» **GIVEN DATA**:
%%

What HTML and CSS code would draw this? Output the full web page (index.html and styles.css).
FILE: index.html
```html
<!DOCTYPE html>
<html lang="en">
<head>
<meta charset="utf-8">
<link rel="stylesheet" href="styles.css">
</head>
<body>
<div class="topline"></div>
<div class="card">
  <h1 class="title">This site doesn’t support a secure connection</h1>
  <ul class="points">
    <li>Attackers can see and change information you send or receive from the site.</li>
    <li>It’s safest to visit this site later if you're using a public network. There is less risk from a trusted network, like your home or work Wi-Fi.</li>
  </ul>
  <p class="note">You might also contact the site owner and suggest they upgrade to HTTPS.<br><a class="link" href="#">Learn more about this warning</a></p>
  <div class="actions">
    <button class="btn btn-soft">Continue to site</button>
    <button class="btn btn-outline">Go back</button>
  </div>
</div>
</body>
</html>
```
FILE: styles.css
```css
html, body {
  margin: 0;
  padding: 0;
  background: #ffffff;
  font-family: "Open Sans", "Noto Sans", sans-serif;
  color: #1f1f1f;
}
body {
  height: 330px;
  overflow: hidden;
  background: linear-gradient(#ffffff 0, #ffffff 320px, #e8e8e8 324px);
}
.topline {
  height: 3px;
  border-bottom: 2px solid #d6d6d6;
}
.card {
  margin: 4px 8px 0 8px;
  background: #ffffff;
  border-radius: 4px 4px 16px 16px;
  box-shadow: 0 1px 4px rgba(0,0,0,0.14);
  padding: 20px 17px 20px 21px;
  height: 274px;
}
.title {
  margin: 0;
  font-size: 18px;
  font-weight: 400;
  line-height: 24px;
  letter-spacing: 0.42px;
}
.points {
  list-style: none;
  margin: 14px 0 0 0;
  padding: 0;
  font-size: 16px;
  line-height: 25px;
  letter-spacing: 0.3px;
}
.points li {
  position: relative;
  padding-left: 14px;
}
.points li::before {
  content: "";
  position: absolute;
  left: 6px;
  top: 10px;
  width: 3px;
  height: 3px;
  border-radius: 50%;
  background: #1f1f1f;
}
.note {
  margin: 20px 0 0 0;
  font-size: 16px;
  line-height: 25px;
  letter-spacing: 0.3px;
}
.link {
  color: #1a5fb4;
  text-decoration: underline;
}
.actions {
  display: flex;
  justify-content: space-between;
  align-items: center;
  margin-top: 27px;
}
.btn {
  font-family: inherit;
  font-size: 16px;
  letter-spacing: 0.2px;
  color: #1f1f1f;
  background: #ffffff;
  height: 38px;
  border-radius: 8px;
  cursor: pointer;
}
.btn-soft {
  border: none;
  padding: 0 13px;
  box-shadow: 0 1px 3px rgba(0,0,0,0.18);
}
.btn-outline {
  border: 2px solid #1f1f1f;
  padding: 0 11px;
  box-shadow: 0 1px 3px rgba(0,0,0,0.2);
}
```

%%

» **WHAT YOU HAVE TO DO**: Nothing should be left out: repeat all of the data exactly.

» **THE RESPONSE**:
What HTML and CSS code would draw this? Output the full web page (index.html and styles.css).
FILE: index.html
```html
<!DOCTYPE html>
<html lang="en">
<head>
<meta charset="utf-8">
<link rel="stylesheet" href="styles.css">
</head>
<body>
<div class="topline"></div>
<div class="card">
  <h1 class="title">This site doesn’t support a secure connection</h1>
  <ul class="points">
    <li>Attackers can see and change information you send or receive from the site.</li>
    <li>It’s safest to visit this site later if you're using a public network. There is less risk from a trusted network, like your home or work Wi-Fi.</li>
  </ul>
  <p class="note">You might also contact the site owner and suggest they upgrade to HTTPS.<br><a class="link" href="#">Learn more about this warning</a></p>
  <div class="actions">
    <button class="btn btn-soft">Continue to site</button>
    <button class="btn btn-outline">Go back</button>
  </div>
</div>
</body>
</html>
```
FILE: styles.css
```css
html, body {
  margin: 0;
  padding: 0;
  background: #ffffff;
  font-family: "Open Sans", "Noto Sans", sans-serif;
  color: #1f1f1f;
}
body {
  height: 330px;
  overflow: hidden;
  background: linear-gradient(#ffffff 0, #ffffff 320px, #e8e8e8 324px);
}
.topline {
  height: 3px;
  border-bottom: 2px solid #d6d6d6;
}
.card {
  margin: 4px 8px 0 8px;
  background: #ffffff;
  border-radius: 4px 4px 16px 16px;
  box-shadow: 0 1px 4px rgba(0,0,0,0.14);
  padding: 20px 17px 20px 21px;
  height: 274px;
}
.title {
  margin: 0;
  font-size: 18px;
  font-weight: 400;
  line-height: 24px;
  letter-spacing: 0.42px;
}
.points {
  list-style: none;
  margin: 14px 0 0 0;
  padding: 0;
  font-size: 16px;
  line-height: 25px;
  letter-spacing: 0.3px;
}
.points li {
  position: relative;
  padding-left: 14px;
}
.points li::before {
  content: "";
  position: absolute;
  left: 6px;
  top: 10px;
  width: 3px;
  height: 3px;
  border-radius: 50%;
  background: #1f1f1f;
}
.note {
  margin: 20px 0 0 0;
  font-size: 16px;
  line-height: 25px;
  letter-spacing: 0.3px;
}
.link {
  color: #1a5fb4;
  text-decoration: underline;
}
.actions {
  display: flex;
  justify-content: space-between;
  align-items: center;
  margin-top: 27px;
}
.btn {
  font-family: inherit;
  font-size: 16px;
  letter-spacing: 0.2px;
  color: #1f1f1f;
  background: #ffffff;
  height: 38px;
  border-radius: 8px;
  cursor: pointer;
}
.btn-soft {
  border: none;
  padding: 0 13px;
  box-shadow: 0 1px 3px rgba(0,0,0,0.18);
}
.btn-outline {
  border: 2px solid #1f1f1f;
  padding: 0 11px;
  box-shadow: 0 1px 3px rgba(0,0,0,0.2);
}
```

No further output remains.